The task:
Give only a count of the lines that include the string "this".

The input:
┌──

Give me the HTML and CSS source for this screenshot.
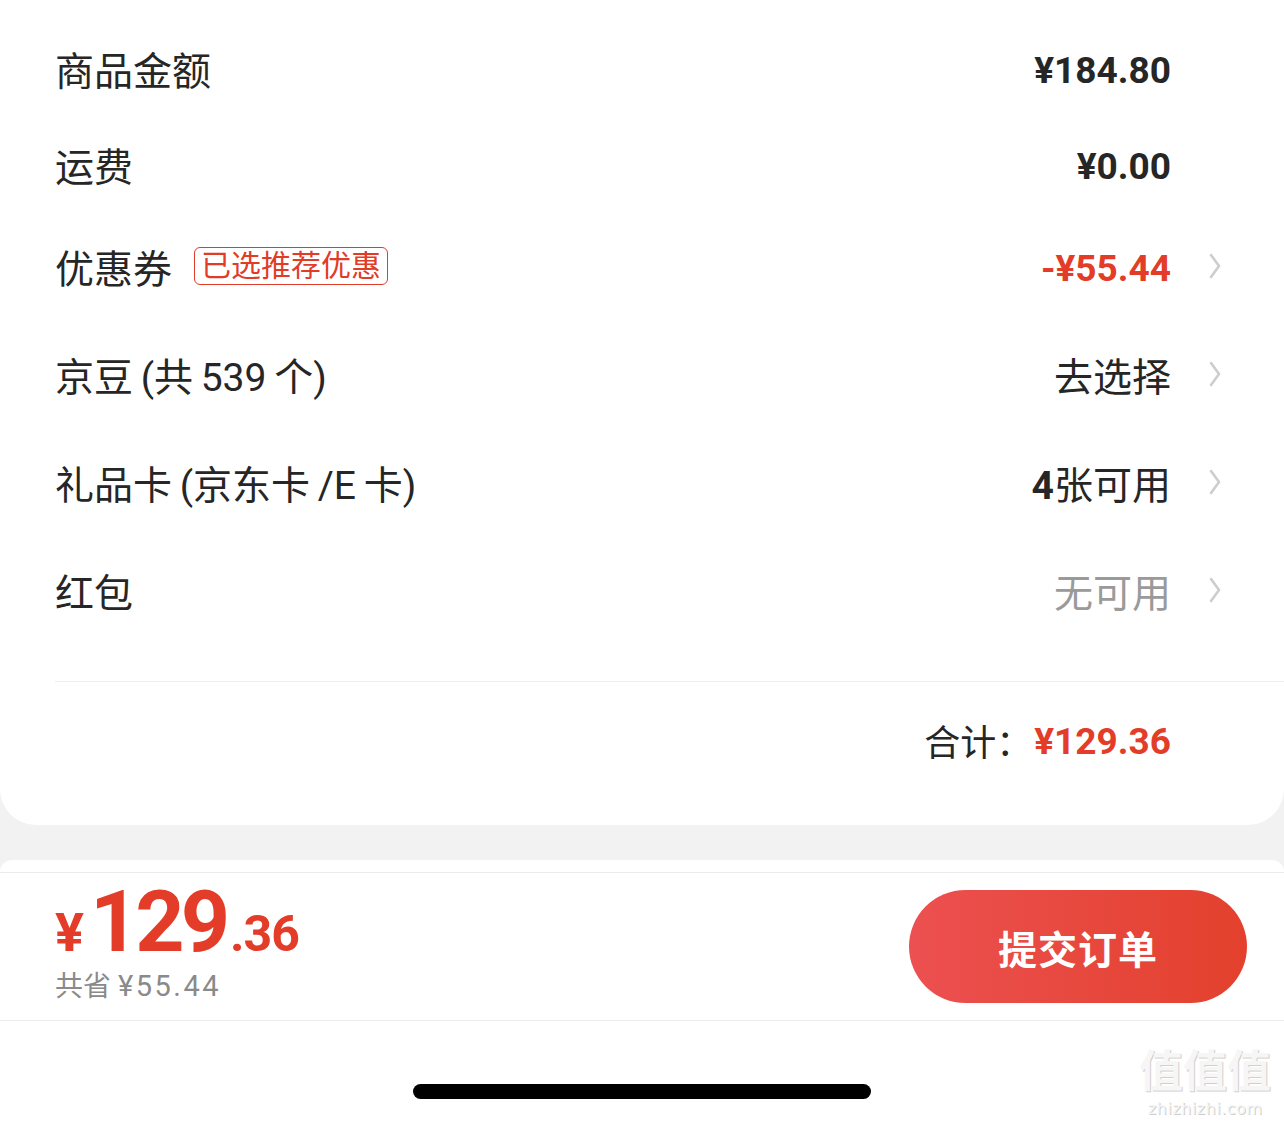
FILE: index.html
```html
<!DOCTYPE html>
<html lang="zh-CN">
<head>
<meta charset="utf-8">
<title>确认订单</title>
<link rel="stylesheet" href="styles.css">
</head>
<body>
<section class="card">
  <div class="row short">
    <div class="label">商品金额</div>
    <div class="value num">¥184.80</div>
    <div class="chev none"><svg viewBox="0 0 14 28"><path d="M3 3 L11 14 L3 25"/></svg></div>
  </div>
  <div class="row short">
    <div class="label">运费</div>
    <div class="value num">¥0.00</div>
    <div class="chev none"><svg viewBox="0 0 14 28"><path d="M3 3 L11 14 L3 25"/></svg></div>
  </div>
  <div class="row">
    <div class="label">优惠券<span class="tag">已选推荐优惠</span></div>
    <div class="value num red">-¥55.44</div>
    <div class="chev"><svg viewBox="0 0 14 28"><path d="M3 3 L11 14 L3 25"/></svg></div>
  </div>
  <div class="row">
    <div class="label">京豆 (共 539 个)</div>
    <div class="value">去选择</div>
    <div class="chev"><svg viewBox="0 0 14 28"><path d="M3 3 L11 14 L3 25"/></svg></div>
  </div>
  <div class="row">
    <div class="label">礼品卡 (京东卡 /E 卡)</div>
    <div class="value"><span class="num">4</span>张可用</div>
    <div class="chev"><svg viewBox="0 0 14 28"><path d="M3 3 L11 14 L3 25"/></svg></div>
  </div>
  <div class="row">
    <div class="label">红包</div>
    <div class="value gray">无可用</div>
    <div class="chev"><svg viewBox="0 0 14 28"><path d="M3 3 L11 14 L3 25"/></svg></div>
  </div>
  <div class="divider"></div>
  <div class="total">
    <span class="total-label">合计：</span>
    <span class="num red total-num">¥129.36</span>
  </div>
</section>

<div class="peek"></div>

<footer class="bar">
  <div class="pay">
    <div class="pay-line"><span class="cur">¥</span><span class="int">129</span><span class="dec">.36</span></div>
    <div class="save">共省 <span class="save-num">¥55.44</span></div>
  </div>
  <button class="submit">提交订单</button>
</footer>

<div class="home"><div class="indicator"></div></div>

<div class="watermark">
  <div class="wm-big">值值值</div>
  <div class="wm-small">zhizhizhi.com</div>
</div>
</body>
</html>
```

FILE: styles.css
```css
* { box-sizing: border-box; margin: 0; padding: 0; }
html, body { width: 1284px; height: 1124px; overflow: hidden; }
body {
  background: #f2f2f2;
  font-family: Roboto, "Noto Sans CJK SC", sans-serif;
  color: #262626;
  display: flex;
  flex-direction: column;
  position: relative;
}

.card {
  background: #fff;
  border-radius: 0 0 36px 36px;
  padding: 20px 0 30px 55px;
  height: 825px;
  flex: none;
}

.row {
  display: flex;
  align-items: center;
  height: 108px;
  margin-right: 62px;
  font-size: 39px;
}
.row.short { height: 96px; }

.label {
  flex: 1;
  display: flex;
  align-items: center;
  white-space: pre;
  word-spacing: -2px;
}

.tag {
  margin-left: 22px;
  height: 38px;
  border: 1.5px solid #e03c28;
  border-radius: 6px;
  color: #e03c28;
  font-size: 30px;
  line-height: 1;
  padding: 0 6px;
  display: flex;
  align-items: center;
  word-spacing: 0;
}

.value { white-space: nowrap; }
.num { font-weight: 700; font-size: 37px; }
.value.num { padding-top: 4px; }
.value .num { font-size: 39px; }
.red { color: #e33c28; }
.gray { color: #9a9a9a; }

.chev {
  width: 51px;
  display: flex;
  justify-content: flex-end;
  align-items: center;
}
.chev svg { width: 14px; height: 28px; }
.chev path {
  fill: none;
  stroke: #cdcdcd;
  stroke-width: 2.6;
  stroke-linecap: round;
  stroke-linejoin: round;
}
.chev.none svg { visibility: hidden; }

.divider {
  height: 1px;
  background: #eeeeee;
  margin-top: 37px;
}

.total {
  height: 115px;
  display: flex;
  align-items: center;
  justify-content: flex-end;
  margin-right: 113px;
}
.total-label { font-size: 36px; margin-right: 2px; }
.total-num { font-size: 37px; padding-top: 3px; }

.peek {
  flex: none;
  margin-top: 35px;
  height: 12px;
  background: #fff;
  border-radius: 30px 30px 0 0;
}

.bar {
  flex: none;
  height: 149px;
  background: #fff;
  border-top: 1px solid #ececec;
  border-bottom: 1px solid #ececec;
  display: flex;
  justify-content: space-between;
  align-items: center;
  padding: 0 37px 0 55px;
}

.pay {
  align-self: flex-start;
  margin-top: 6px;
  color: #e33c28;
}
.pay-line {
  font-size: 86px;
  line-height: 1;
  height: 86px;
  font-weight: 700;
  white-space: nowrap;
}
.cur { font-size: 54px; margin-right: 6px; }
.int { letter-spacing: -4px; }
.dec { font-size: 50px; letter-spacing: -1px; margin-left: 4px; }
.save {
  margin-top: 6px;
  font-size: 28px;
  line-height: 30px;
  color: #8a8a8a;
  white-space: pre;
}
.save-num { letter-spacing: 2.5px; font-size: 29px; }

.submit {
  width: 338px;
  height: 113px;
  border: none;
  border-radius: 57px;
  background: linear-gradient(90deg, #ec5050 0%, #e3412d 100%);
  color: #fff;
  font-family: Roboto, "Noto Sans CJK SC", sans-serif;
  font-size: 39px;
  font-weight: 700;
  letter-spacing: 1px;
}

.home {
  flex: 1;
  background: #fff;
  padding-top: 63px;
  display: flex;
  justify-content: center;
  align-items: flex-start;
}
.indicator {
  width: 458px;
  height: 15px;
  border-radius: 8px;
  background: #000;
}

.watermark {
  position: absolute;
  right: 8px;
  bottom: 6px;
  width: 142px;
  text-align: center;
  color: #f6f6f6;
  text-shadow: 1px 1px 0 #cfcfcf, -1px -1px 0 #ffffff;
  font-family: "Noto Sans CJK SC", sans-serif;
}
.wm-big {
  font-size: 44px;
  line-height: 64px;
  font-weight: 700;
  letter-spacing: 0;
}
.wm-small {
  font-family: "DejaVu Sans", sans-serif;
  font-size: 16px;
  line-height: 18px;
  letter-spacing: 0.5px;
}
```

└──
┌──

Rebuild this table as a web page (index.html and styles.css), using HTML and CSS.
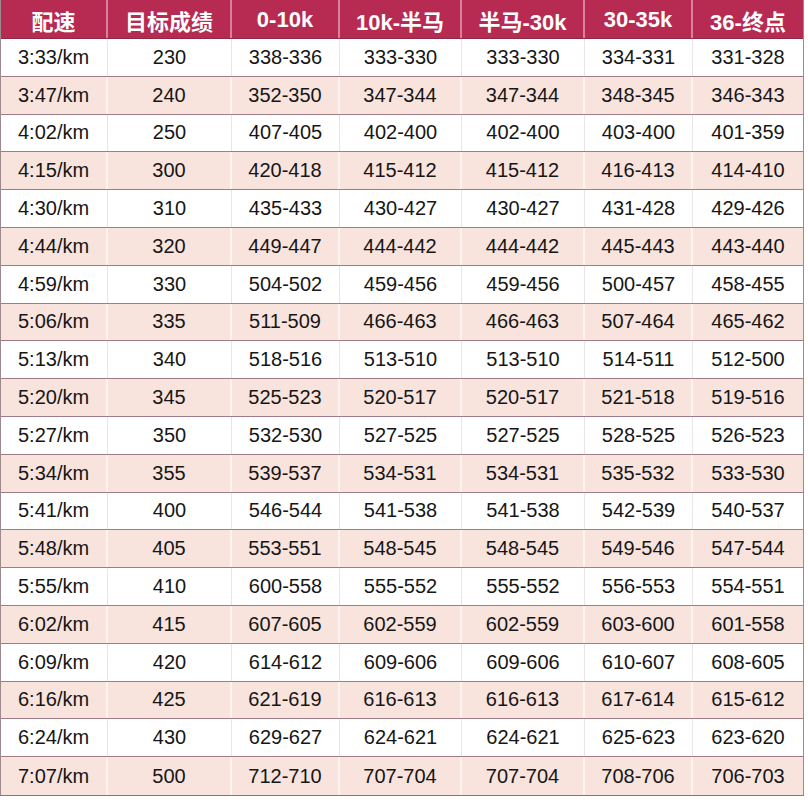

└──

Complete answer:
2